Emergency Declared In Japanese Prefecture Hit By 2nd Wave Of Coronavirus Infections
Passersby wearing protective masks walk on a snow-covered street in Sapporo, Hokkaido, Japan, in late February during the first wave of the novel coronavirus. Now, officials have declared a new state of emergency as cases in Hokkaido spike.
by Scott Neuman (4-13-20)
Japan’s Hokkaido prefecture, which accounted for the country’s highest number of coronavirus infections as the pandemic initially swept through Asia, has seen a sudden uptick in cases, causing government officials there to declare a state of emergency less than a month after lifting a similar order.
The governor of Hokkaido, the country’s northernmost main island and the largest prefecture by size, made the announcement Sunday following nearly a week of double-digit increases in cases in the prefecture, according to Kyodo news service.
“We are facing a crisis of a second wave in the spread of (the coronavirus) infections,” Gov.

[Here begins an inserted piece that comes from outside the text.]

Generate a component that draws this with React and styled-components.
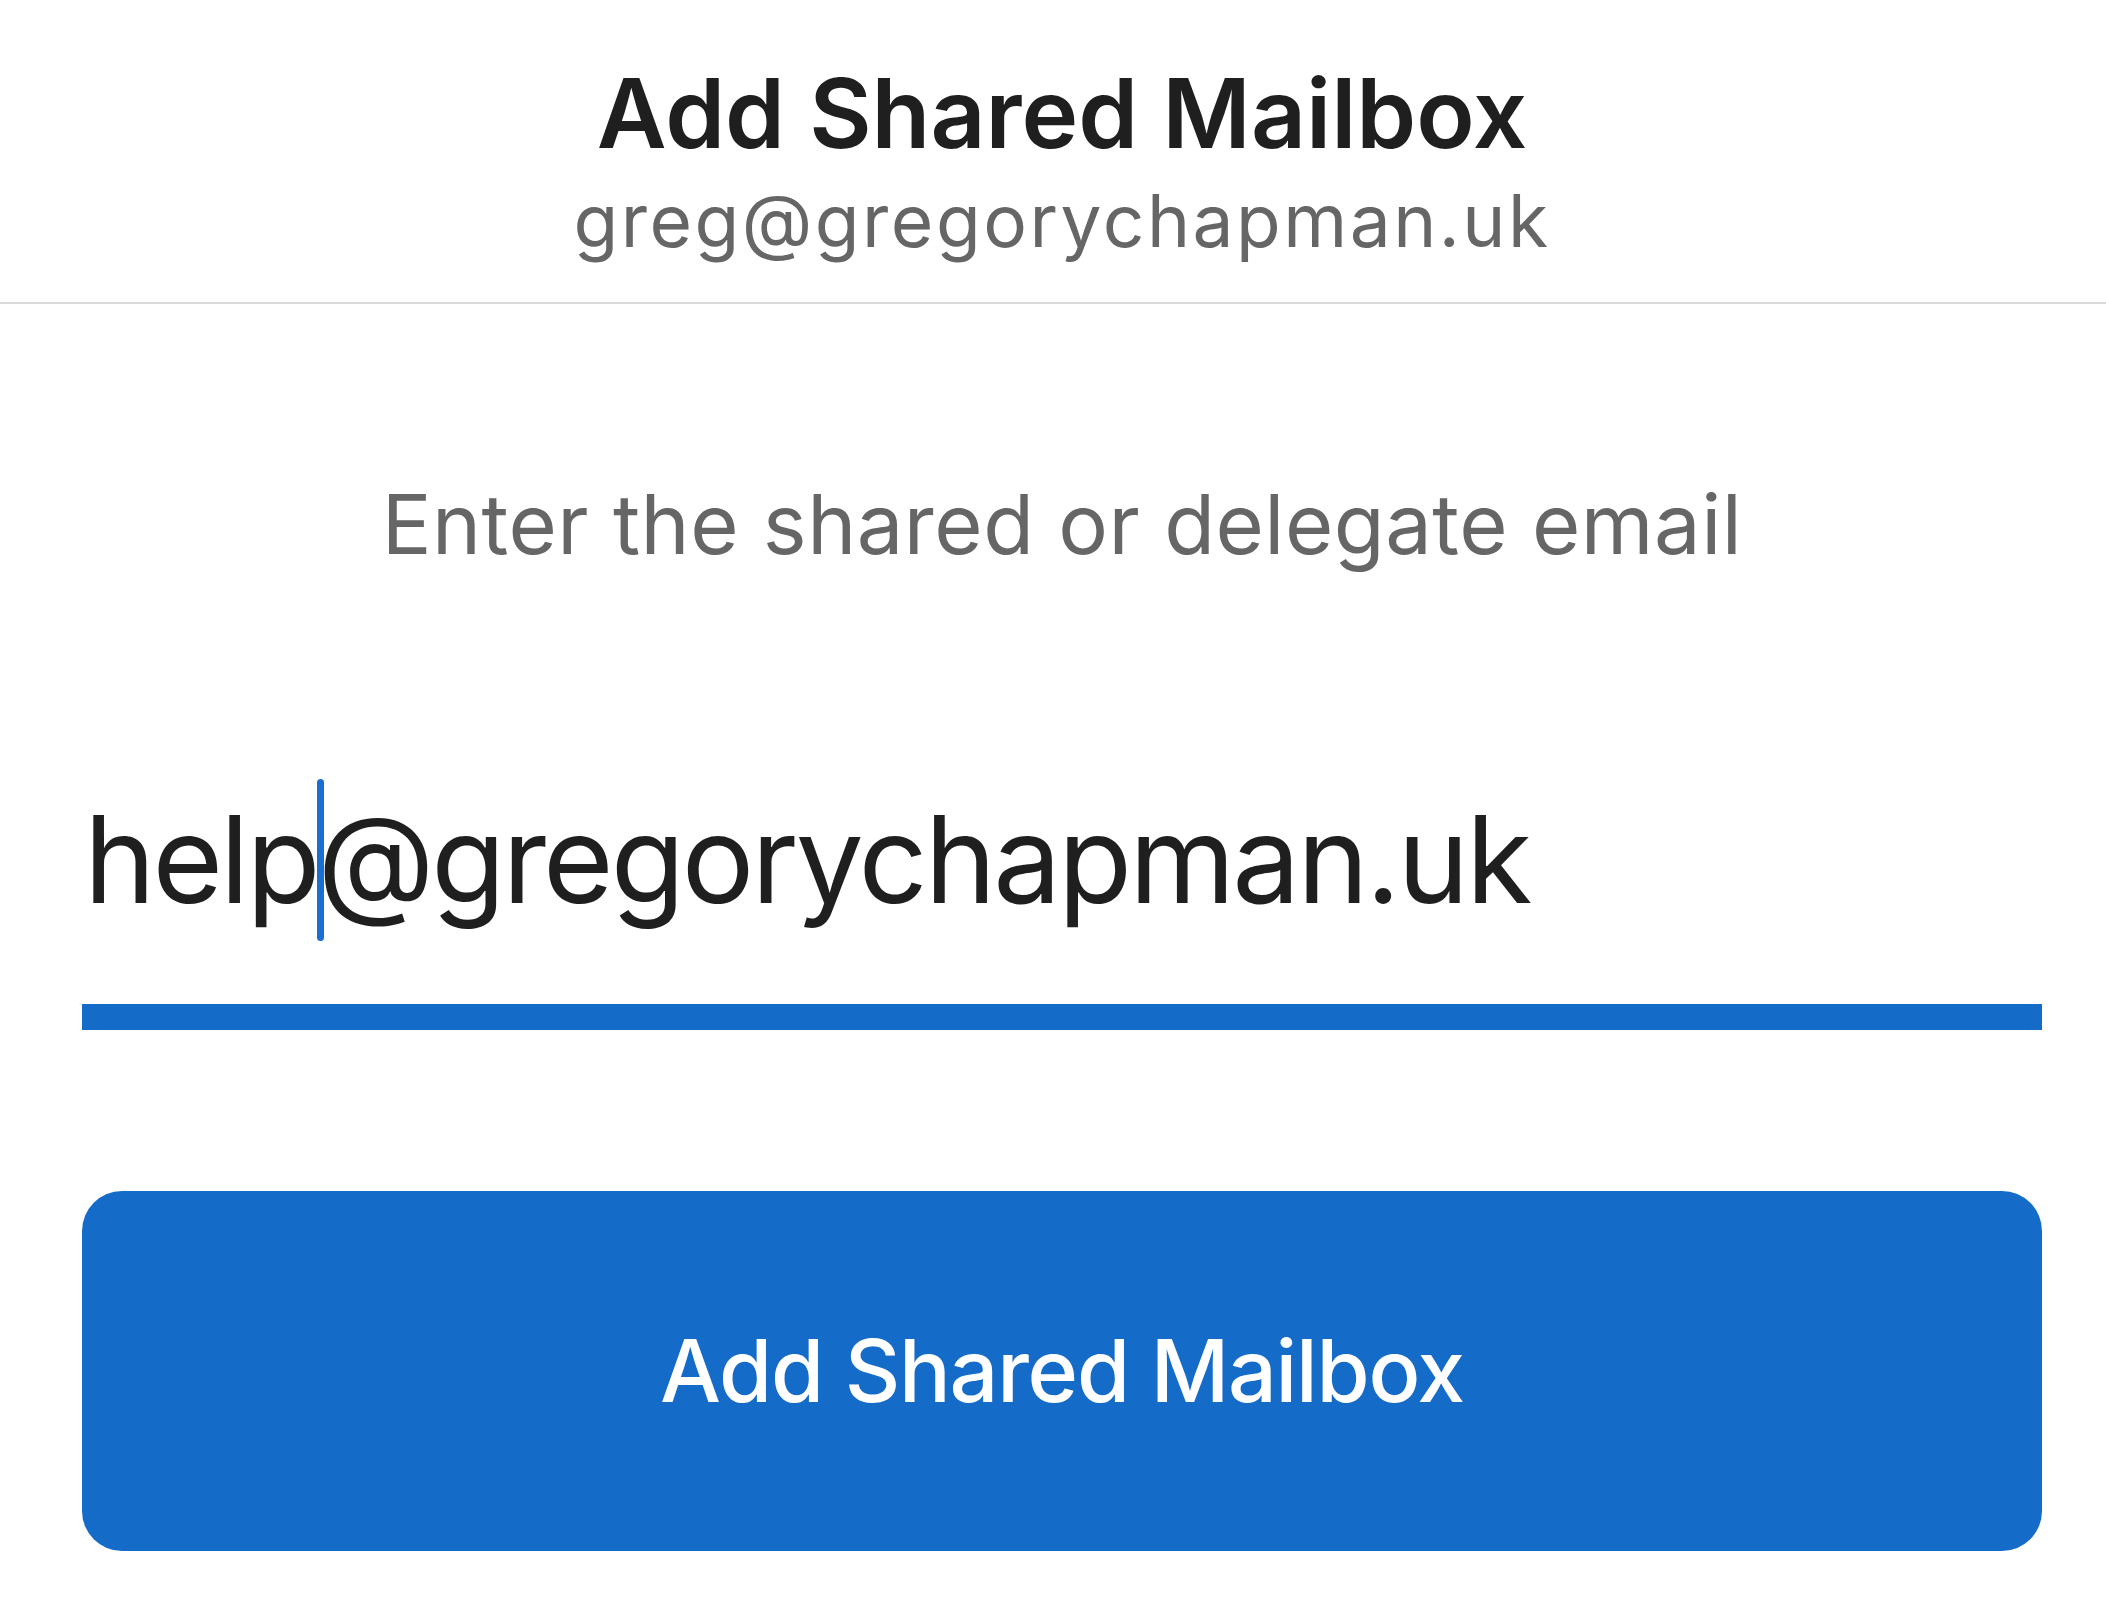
import styled, { createGlobalStyle } from 'styled-components';

const GlobalStyle = createGlobalStyle`
    html, body {
        margin: 0;
        padding: 0;
        background: #ffffff;
    }
    body {
        font-family: Inter, "Noto Sans", "Liberation Sans", sans-serif;
        -webkit-font-smoothing: antialiased;
    }
`;

const Page = styled.div`
    width: 2106px;
    min-height: 1600px;
    background: #ffffff;
`;

const Header = styled.header`
    height: 304px;
    border-bottom: 2px solid #d9d9d9;
    display: flex;
    flex-direction: column;
    align-items: center;
    padding: 65px 64px 0 82px;
    box-sizing: border-box;
`;

const Title = styled.h1`
    margin: 0;
    font-size: 96px;
    line-height: 96px;
    font-weight: 600;
    color: #1f1f1f;
    letter-spacing: 0;
`;

const Subtitle = styled.div`
    margin-top: 23px;
    font-size: 73px;
    line-height: 73px;
    color: #666666;
    letter-spacing: 2.5px;
`;

const Body = styled.main`
    display: flex;
    flex-direction: column;
    padding: 179px 64px 0 82px;
`;

const Prompt = styled.p`
    margin: 0;
    text-align: center;
    font-size: 83px;
    line-height: 83px;
    color: #666666;
    letter-spacing: 0.5px;
`;

const Field = styled.div`
    margin-top: 233px;
    padding: 0 0 84px 2px;
    border-bottom: 26px solid #156cc8;
    font-size: 121px;
    line-height: 121px;
    color: #1f1f1f;
    letter-spacing: -3px;
    white-space: nowrap;
`;

const Caret = styled.span`
    display: inline-block;
    width: 7px;
    height: 162px;
    margin: -22px -6px -22px -1px;
    border-radius: 4px;
    background: #1a6fd0;
    vertical-align: -16px;
`;

const PrimaryButton = styled.button`
    margin-top: 161px;
    height: 360px;
    border: none;
    border-radius: 40px;
    background: #156cc8;
    color: #ffffff;
    font-family: inherit;
    font-size: 86px;
    font-weight: 500;
    letter-spacing: -1.2px;
    cursor: pointer;
`;

export default function App() {
    return (
        <Page>
            <GlobalStyle />
            <Header>
                <Title>Add Shared Mailbox</Title>
                <Subtitle>greg@gregorychapman.uk</Subtitle>
            </Header>
            <Body>
                <Prompt>Enter the shared or delegate email</Prompt>
                <Field>
                    help<Caret />@gregorychapman.uk
                </Field>
                <PrimaryButton>Add Shared Mailbox</PrimaryButton>
            </Body>
        </Page>
    );
}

Naomichi Suzuki told reporters in the capital, Sapporo.
The declaration, which falls under a law revised just last month in response to the pandemic, allows governors to issue stay-at-home directives to contain the spread of the virus.
Hokkaido declared a three-week state of emergency in February that was lifted on March 19. The prefecture had begun to reopen schools and was even allowing carefully orchestrated public gatherings.
But the latest order reverses all that, asking residents once again to refrain from nonessential trips outside their homes and closing prefectural primary and secondary schools until May 6.
The directive comes amid a resurgence in virus cases throughout the country that prompted Prime Minister Shinzo Abe last week to issue a state of emergency for several other prefectures, in and around the capital, Tokyo, and Osaka.
Officials reported 166 new cases in Tokyo on Sunday, bringing the total there to more than 2,000.